--- BEGIN DATASET EXCERPT ---

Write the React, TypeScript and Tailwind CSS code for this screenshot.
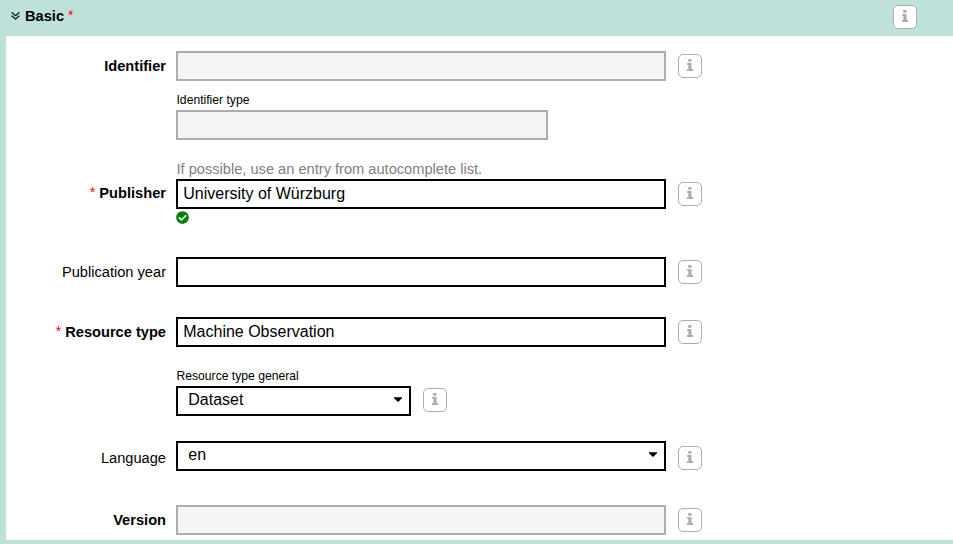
import type { ReactNode } from "react";
import { FaCaretDown, FaCheckCircle } from "react-icons/fa";

function InfoButton({ className = "" }: { className?: string }) {
  return (
    <button
      aria-label="Info"
      className={`flex h-6 w-6 shrink-0 items-start justify-center rounded-[5px] border border-[#adadad] bg-white pt-1 text-[#adadad] ${className}`}
    >
      <svg width="6" height="12" viewBox="0 0 6 12" fill="currentColor">
        <rect x="1.2" y="0" width="3.3" height="2.8" rx="0.3" />
        <path d="M0.2 4H4.5V10H6V12H0V10H1.4V6H0.2Z" />
      </svg>
    </button>
  );
}

function Star() {
  return <span className="relative -top-[1.5px] text-[14px] font-normal text-[#ff0000]">*</span>;
}

interface RowProps {
  label: string;
  bold?: boolean;
  required?: boolean;
  className?: string;
  labelClass?: string;
  infoClass?: string;
  children: ReactNode;
}

function Row({
  label,
  bold = false,
  required = false,
  className = "",
  labelClass = "",
  infoClass = "",
  children,
}: RowProps) {
  return (
    <div className={`flex h-[30px] items-center ${className}`}>
      <label
        className={`w-[160px] shrink-0 text-right text-[14.64px] leading-[18px] whitespace-nowrap ${bold ? "font-bold" : ""} ${labelClass}`}
      >
        {required && <Star />} {label}
      </label>
      <div className="ml-2.5 w-[490px]">{children}</div>
      <InfoButton className={`ml-3 ${infoClass}`} />
    </div>
  );
}

function Field({ value = "", disabled = false }: { value?: string; disabled?: boolean }) {
  return (
    <div
      className={`h-[30px] border-2 px-[5.25px] text-[16px] leading-[25px] ${disabled ? "border-[#adadad] bg-[#f4f4f4]" : "border-black bg-white"}`}
    >
      {value}
    </div>
  );
}

function Select({ value }: { value: string }) {
  return (
    <div className="flex h-[30px] justify-between border-2 border-black bg-white pr-1 pl-[10.25px] text-[16px] leading-[23px]">
      <span>{value}</span>
      <FaCaretDown className="mt-[4px] h-[14px] w-[14px]" />
    </div>
  );
}

export default function App() {
  return (
    <main className="h-[544px] w-[953px] overflow-hidden bg-[#bee1d9] font-['Liberation_Sans',Arial,sans-serif] text-black">
      <header className="flex h-9 items-start justify-between pt-[5px] pr-9 pl-[11px]">
        <h2 className="mt-[2px] flex items-center text-[14.64px] leading-[18px] font-bold">
          <svg width="9" height="8" viewBox="0 0 9 8" fill="none" stroke="black" strokeWidth="1.15" className="mr-[5px]">
            <path d="M0.6 0.4L4.5 3.7L8.4 0.4M0.6 3.8L4.5 7.1L8.4 3.8" />
          </svg>
          Basic&nbsp;<Star />
        </h2>
        <InfoButton />
      </header>
      <section className="ml-1.5 h-[504px] bg-white pt-[15px]">
        <Row label="Identifier" bold>
          <Field disabled />
        </Row>
        <div className="mt-[11px] ml-[170px] w-[372px]">
          <div className="h-[18px] pl-[0.5px] text-[12.15px] leading-[16px]">Identifier type</div>
          <Field disabled />
        </div>
        <p className="mt-5 ml-[170px] h-[19px] pl-[0.5px] text-[14.64px] leading-[19px] text-[#808080]">
          If possible, use an entry from autocomplete list.
        </p>
        <Row label="Publisher" bold required labelClass="-mt-0.5">
          <Field value="University of Würzburg" />
        </Row>
        <FaCheckCircle className="mt-0.5 ml-[170px] h-[13px] w-[13px] text-[#008000]" />
        <Row label="Publication year" className="mt-[33px]">
          <Field />
        </Row>
        <Row label="Resource type" bold required className="mt-[30px]">
          <Field value="Machine Observation" />
        </Row>
        <div className="mt-[21px] ml-[170px] h-[18px] pl-[0.5px] text-[12.15px] leading-[16px]">Resource type general</div>
        <div className="ml-[170px] flex h-[30px] items-start">
          <div className="w-[235px]">
            <Select value="Dataset" />
          </div>
          <InfoButton className="mt-0.5 ml-3" />
        </div>
        <Row label="Language" className="mt-[25px]" labelClass="mt-1" infoClass="mt-1">
          <Select value="en" />
        </Row>
        <Row label="Version" bold className="mt-[34px]">
          <Field disabled />
        </Row>
      </section>
    </main>
  );
}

--- END DATASET EXCERPT ---

◆ **PROMPT**
Repeat the lines above exactly, and keep every picture out.

◆ **RESPONSE TO THIS EXERCISE**
Write the React, TypeScript and Tailwind CSS code for this screenshot.
import type { ReactNode } from "react";
import { FaCaretDown, FaCheckCircle } from "react-icons/fa";

function InfoButton({ className = "" }: { className?: string }) {
  return (
    <button
      aria-label="Info"
      className={`flex h-6 w-6 shrink-0 items-start justify-center rounded-[5px] border border-[#adadad] bg-white pt-1 text-[#adadad] ${className}`}
    >
      <svg width="6" height="12" viewBox="0 0 6 12" fill="currentColor">
        <rect x="1.2" y="0" width="3.3" height="2.8" rx="0.3" />
        <path d="M0.2 4H4.5V10H6V12H0V10H1.4V6H0.2Z" />
      </svg>
    </button>
  );
}

function Star() {
  return <span className="relative -top-[1.5px] text-[14px] font-normal text-[#ff0000]">*</span>;
}

interface RowProps {
  label: string;
  bold?: boolean;
  required?: boolean;
  className?: string;
  labelClass?: string;
  infoClass?: string;
  children: ReactNode;
}

function Row({
  label,
  bold = false,
  required = false,
  className = "",
  labelClass = "",
  infoClass = "",
  children,
}: RowProps) {
  return (
    <div className={`flex h-[30px] items-center ${className}`}>
      <label
        className={`w-[160px] shrink-0 text-right text-[14.64px] leading-[18px] whitespace-nowrap ${bold ? "font-bold" : ""} ${labelClass}`}
      >
        {required && <Star />} {label}
      </label>
      <div className="ml-2.5 w-[490px]">{children}</div>
      <InfoButton className={`ml-3 ${infoClass}`} />
    </div>
  );
}

function Field({ value = "", disabled = false }: { value?: string; disabled?: boolean }) {
  return (
    <div
      className={`h-[30px] border-2 px-[5.25px] text-[16px] leading-[25px] ${disabled ? "border-[#adadad] bg-[#f4f4f4]" : "border-black bg-white"}`}
    >
      {value}
    </div>
  );
}

function Select({ value }: { value: string }) {
  return (
    <div className="flex h-[30px] justify-between border-2 border-black bg-white pr-1 pl-[10.25px] text-[16px] leading-[23px]">
      <span>{value}</span>
      <FaCaretDown className="mt-[4px] h-[14px] w-[14px]" />
    </div>
  );
}

export default function App() {
  return (
    <main className="h-[544px] w-[953px] overflow-hidden bg-[#bee1d9] font-['Liberation_Sans',Arial,sans-serif] text-black">
      <header className="flex h-9 items-start justify-between pt-[5px] pr-9 pl-[11px]">
        <h2 className="mt-[2px] flex items-center text-[14.64px] leading-[18px] font-bold">
          <svg width="9" height="8" viewBox="0 0 9 8" fill="none" stroke="black" strokeWidth="1.15" className="mr-[5px]">
            <path d="M0.6 0.4L4.5 3.7L8.4 0.4M0.6 3.8L4.5 7.1L8.4 3.8" />
          </svg>
          Basic&nbsp;<Star />
        </h2>
        <InfoButton />
      </header>
      <section className="ml-1.5 h-[504px] bg-white pt-[15px]">
        <Row label="Identifier" bold>
          <Field disabled />
        </Row>
        <div className="mt-[11px] ml-[170px] w-[372px]">
          <div className="h-[18px] pl-[0.5px] text-[12.15px] leading-[16px]">Identifier type</div>
          <Field disabled />
        </div>
        <p className="mt-5 ml-[170px] h-[19px] pl-[0.5px] text-[14.64px] leading-[19px] text-[#808080]">
          If possible, use an entry from autocomplete list.
        </p>
        <Row label="Publisher" bold required labelClass="-mt-0.5">
          <Field value="University of Würzburg" />
        </Row>
        <FaCheckCircle className="mt-0.5 ml-[170px] h-[13px] w-[13px] text-[#008000]" />
        <Row label="Publication year" className="mt-[33px]">
          <Field />
        </Row>
        <Row label="Resource type" bold required className="mt-[30px]">
          <Field value="Machine Observation" />
        </Row>
        <div className="mt-[21px] ml-[170px] h-[18px] pl-[0.5px] text-[12.15px] leading-[16px]">Resource type general</div>
        <div className="ml-[170px] flex h-[30px] items-start">
          <div className="w-[235px]">
            <Select value="Dataset" />
          </div>
          <InfoButton className="mt-0.5 ml-3" />
        </div>
        <Row label="Language" className="mt-[25px]" labelClass="mt-1" infoClass="mt-1">
          <Select value="en" />
        </Row>
        <Row label="Version" bold className="mt-[34px]">
          <Field disabled />
        </Row>
      </section>
    </main>
  );
}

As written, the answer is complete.